### Input records
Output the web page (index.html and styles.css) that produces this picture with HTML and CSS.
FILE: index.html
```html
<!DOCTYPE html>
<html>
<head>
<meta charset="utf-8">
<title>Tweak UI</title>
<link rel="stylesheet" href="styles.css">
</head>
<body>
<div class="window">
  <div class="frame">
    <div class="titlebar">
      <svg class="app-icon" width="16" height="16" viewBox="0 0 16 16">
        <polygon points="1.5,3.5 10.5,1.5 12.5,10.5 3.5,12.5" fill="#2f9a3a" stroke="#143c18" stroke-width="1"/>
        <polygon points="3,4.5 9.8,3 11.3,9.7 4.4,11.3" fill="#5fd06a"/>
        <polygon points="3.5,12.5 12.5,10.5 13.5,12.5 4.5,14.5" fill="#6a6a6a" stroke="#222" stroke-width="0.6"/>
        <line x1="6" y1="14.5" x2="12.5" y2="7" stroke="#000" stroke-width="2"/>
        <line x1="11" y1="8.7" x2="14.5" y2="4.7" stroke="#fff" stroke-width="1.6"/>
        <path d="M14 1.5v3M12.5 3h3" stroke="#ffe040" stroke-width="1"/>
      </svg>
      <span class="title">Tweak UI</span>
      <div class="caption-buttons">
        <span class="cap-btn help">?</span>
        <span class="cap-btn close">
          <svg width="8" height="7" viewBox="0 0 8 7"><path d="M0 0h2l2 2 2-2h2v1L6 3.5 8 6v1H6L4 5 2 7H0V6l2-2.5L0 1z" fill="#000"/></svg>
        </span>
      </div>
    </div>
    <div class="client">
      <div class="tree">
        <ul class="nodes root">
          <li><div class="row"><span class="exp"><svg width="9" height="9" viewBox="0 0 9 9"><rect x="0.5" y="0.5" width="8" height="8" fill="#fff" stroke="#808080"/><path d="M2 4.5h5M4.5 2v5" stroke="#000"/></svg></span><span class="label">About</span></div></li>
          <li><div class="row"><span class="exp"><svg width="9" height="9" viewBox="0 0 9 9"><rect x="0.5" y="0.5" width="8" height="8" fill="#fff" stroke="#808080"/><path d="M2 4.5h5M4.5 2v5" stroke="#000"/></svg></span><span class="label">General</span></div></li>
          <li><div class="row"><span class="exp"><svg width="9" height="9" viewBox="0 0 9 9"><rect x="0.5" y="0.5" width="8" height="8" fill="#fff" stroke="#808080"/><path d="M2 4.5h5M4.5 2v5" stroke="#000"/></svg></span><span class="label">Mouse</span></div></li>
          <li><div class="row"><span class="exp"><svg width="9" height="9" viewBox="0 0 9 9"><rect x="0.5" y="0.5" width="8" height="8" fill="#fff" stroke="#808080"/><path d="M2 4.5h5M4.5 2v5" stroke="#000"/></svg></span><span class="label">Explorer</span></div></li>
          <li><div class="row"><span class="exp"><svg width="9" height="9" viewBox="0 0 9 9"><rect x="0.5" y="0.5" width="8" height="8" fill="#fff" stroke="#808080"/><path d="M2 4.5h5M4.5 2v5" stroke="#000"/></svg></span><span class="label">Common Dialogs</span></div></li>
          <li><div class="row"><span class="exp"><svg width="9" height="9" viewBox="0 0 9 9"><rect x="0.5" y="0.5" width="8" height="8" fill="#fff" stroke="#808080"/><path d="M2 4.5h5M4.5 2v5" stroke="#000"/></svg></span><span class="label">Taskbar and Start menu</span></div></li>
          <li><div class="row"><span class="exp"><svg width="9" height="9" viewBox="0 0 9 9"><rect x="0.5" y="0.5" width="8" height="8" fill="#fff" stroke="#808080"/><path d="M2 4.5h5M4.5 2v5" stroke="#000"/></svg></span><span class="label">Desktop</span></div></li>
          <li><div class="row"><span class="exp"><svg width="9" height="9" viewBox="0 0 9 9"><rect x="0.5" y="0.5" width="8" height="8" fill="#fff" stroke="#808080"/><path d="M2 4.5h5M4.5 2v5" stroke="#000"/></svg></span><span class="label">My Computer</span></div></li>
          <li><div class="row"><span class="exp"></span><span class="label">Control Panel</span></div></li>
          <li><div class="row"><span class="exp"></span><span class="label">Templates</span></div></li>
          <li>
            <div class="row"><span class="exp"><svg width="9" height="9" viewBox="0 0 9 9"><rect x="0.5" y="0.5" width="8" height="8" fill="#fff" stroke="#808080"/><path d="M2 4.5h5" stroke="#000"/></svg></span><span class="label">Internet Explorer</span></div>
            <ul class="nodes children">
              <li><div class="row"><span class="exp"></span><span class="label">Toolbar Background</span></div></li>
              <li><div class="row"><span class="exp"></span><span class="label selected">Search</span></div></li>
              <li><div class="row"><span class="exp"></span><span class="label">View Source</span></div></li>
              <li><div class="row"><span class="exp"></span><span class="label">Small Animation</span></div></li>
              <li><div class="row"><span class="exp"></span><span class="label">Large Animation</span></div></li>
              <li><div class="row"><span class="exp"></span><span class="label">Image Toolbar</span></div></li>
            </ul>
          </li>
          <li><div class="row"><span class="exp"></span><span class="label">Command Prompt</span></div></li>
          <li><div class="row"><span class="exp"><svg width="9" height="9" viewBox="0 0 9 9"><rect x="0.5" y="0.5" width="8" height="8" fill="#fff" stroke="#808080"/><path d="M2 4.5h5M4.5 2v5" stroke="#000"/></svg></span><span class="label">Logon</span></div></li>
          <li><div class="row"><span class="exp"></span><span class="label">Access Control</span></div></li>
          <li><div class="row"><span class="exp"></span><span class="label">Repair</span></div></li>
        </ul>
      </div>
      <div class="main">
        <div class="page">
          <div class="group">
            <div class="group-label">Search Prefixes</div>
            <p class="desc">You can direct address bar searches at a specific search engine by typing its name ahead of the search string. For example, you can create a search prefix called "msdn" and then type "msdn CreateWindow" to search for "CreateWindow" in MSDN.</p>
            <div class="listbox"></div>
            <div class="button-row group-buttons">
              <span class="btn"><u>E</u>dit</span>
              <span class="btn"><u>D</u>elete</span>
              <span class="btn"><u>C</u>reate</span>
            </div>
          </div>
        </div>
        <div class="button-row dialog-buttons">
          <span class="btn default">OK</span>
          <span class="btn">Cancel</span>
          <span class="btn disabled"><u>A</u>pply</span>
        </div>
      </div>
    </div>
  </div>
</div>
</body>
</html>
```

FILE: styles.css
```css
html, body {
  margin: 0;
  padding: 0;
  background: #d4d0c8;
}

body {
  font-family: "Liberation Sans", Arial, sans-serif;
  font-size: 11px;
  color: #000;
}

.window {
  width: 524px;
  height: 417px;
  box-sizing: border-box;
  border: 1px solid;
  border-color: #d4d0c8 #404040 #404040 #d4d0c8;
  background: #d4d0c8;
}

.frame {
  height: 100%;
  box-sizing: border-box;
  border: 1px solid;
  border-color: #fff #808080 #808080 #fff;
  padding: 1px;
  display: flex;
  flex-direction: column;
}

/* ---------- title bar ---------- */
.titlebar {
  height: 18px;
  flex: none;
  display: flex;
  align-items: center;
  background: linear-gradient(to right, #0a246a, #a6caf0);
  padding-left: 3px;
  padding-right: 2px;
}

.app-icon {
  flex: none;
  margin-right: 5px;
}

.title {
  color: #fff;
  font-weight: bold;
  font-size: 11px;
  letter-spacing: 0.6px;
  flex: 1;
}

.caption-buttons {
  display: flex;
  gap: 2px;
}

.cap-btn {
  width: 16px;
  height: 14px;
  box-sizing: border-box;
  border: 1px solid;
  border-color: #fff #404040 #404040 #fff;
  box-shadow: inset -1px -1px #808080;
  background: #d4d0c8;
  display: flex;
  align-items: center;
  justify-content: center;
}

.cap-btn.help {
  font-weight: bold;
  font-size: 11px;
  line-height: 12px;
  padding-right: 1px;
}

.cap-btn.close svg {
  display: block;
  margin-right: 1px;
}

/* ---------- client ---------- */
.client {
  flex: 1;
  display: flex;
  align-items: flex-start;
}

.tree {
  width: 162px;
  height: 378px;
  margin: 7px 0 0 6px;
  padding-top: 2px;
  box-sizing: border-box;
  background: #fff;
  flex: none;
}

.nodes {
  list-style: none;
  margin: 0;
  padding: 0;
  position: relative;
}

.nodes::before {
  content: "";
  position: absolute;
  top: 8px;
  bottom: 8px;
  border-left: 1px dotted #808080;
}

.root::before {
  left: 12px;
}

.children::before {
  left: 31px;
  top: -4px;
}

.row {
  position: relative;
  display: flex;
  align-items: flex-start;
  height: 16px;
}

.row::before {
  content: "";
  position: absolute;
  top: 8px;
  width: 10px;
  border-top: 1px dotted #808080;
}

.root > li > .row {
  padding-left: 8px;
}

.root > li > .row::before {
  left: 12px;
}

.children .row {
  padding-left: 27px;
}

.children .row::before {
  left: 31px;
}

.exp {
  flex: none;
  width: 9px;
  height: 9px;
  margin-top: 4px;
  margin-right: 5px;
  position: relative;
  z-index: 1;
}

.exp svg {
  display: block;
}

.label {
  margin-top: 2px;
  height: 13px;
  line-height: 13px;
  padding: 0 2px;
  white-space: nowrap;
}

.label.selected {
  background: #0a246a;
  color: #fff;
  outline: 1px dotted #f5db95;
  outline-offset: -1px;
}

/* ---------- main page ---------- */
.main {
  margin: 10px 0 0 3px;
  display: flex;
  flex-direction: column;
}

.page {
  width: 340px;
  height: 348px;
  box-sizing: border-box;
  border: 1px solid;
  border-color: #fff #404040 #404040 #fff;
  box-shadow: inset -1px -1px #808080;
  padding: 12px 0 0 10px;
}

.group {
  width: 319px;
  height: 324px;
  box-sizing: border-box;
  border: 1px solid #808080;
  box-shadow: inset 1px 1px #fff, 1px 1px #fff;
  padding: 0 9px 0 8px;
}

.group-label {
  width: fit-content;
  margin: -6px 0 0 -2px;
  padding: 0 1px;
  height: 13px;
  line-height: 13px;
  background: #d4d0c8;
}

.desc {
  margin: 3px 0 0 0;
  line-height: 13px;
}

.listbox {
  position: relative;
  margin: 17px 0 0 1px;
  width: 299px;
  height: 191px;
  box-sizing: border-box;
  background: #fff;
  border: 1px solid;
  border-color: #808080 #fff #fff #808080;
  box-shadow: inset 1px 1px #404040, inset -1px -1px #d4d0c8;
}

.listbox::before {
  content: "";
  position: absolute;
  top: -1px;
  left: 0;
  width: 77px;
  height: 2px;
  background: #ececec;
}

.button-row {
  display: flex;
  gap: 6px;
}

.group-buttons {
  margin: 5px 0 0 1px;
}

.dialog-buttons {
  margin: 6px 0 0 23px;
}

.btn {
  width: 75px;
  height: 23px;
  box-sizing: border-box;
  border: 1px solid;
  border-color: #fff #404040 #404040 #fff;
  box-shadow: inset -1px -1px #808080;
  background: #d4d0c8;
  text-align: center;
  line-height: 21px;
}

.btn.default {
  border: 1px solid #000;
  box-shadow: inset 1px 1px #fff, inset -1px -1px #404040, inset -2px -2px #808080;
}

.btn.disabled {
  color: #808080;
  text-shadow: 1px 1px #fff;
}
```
==
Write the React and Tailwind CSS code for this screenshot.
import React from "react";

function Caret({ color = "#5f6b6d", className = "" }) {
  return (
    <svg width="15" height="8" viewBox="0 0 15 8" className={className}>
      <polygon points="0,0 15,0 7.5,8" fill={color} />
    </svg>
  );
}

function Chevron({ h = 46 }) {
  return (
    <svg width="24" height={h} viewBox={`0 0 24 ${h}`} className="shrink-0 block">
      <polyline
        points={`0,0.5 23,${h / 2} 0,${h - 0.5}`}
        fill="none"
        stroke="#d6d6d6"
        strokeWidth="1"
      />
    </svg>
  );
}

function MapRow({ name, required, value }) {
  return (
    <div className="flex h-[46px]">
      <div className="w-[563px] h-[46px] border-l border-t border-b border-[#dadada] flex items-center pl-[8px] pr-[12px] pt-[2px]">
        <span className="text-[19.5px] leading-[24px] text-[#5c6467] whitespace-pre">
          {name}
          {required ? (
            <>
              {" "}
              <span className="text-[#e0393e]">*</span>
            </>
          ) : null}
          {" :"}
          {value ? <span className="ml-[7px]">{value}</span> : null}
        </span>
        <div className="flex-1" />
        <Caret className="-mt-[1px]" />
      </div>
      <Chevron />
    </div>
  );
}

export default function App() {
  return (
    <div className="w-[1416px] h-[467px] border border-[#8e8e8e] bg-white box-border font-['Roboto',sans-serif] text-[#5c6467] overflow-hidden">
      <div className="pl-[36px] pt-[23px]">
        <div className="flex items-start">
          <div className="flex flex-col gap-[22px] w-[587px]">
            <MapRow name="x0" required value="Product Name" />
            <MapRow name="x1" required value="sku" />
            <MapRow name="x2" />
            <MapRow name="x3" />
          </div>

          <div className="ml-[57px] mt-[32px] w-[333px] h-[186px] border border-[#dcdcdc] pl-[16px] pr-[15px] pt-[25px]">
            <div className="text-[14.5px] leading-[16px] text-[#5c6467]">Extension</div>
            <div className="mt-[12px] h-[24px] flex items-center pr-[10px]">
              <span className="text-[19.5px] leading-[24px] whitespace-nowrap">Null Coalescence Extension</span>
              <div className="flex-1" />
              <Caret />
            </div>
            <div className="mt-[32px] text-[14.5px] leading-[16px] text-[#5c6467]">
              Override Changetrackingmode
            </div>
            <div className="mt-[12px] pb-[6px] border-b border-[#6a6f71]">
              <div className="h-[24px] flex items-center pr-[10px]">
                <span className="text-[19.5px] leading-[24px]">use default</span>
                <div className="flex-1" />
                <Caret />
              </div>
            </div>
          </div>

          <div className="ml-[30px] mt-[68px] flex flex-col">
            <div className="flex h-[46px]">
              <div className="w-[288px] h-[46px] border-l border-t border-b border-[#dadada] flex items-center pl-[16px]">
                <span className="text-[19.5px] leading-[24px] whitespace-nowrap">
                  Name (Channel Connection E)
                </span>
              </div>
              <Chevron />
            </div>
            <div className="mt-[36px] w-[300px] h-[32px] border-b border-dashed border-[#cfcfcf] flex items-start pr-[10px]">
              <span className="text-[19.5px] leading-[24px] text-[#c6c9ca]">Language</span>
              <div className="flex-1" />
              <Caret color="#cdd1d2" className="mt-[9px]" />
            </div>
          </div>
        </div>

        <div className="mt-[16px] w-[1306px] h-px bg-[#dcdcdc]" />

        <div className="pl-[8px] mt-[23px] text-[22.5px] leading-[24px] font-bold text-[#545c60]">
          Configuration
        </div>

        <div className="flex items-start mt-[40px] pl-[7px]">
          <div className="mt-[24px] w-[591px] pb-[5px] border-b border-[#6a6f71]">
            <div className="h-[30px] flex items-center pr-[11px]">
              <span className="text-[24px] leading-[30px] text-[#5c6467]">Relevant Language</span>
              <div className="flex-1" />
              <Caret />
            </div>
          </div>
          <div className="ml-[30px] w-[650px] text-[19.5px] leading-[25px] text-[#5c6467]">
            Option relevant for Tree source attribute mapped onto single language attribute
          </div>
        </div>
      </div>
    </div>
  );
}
...
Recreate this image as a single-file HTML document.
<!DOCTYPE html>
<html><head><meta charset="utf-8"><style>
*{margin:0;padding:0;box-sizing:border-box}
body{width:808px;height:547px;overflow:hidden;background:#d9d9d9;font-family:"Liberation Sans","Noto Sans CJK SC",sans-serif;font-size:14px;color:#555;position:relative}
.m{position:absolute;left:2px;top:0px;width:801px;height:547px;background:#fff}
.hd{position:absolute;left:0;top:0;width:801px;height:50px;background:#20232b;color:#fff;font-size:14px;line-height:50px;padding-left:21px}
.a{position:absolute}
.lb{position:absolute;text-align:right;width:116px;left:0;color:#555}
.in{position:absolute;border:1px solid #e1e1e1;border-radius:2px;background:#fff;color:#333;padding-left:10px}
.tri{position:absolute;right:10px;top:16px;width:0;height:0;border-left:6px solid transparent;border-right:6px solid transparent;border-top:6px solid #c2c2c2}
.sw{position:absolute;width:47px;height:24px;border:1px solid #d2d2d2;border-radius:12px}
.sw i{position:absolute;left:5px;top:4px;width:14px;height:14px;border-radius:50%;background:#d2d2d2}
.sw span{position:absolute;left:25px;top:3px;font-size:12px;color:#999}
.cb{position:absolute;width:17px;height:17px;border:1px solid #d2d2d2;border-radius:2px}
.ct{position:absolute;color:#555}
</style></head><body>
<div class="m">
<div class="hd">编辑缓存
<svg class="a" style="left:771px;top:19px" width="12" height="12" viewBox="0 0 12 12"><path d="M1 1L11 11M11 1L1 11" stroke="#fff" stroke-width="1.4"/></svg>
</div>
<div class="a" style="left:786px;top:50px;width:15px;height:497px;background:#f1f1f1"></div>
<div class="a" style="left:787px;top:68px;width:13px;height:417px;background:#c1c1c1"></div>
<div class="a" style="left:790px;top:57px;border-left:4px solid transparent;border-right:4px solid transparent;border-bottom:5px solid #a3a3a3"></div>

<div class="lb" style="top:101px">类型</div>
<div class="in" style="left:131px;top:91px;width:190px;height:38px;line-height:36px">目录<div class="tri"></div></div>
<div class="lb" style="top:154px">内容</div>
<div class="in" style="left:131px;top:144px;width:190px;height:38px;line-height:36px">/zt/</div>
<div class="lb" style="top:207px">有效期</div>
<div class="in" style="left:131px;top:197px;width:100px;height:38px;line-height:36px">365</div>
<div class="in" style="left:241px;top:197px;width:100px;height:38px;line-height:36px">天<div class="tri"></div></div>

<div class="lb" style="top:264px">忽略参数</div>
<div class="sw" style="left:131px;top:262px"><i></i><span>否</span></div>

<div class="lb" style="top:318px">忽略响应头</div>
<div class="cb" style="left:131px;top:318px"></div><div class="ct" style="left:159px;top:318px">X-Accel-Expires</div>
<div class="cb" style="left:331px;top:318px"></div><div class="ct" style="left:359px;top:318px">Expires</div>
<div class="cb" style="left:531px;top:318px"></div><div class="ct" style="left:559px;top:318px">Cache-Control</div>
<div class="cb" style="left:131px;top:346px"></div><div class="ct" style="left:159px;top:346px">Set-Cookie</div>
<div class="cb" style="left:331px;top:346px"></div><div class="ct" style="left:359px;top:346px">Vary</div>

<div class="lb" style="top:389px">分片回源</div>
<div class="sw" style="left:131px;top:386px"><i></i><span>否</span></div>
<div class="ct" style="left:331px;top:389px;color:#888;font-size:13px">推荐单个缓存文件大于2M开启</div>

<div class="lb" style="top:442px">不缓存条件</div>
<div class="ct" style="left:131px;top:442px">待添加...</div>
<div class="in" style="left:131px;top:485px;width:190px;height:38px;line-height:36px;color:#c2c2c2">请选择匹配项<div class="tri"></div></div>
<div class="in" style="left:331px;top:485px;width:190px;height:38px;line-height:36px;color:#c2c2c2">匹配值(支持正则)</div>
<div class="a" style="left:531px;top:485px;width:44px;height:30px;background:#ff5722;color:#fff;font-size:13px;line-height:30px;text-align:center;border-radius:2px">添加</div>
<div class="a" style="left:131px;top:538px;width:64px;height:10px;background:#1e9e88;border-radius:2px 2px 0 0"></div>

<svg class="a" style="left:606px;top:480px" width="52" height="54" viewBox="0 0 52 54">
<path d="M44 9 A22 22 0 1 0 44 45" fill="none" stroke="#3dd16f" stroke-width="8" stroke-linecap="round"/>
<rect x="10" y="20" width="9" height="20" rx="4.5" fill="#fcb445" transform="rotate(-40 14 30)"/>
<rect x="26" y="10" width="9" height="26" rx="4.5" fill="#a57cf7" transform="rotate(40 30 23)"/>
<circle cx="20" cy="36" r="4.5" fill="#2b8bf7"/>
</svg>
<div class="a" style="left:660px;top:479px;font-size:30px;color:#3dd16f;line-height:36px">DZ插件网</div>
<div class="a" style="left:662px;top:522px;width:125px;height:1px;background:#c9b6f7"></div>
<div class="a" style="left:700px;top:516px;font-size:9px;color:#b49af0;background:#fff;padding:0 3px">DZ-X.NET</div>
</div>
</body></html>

### Stated task
Copy every line in the listing above where the string "page" turns up.

### Written answer
Output the web page (index.html and styles.css) that produces this picture with HTML and CSS.
        <div class="page">
/* ---------- main page ---------- */
.page {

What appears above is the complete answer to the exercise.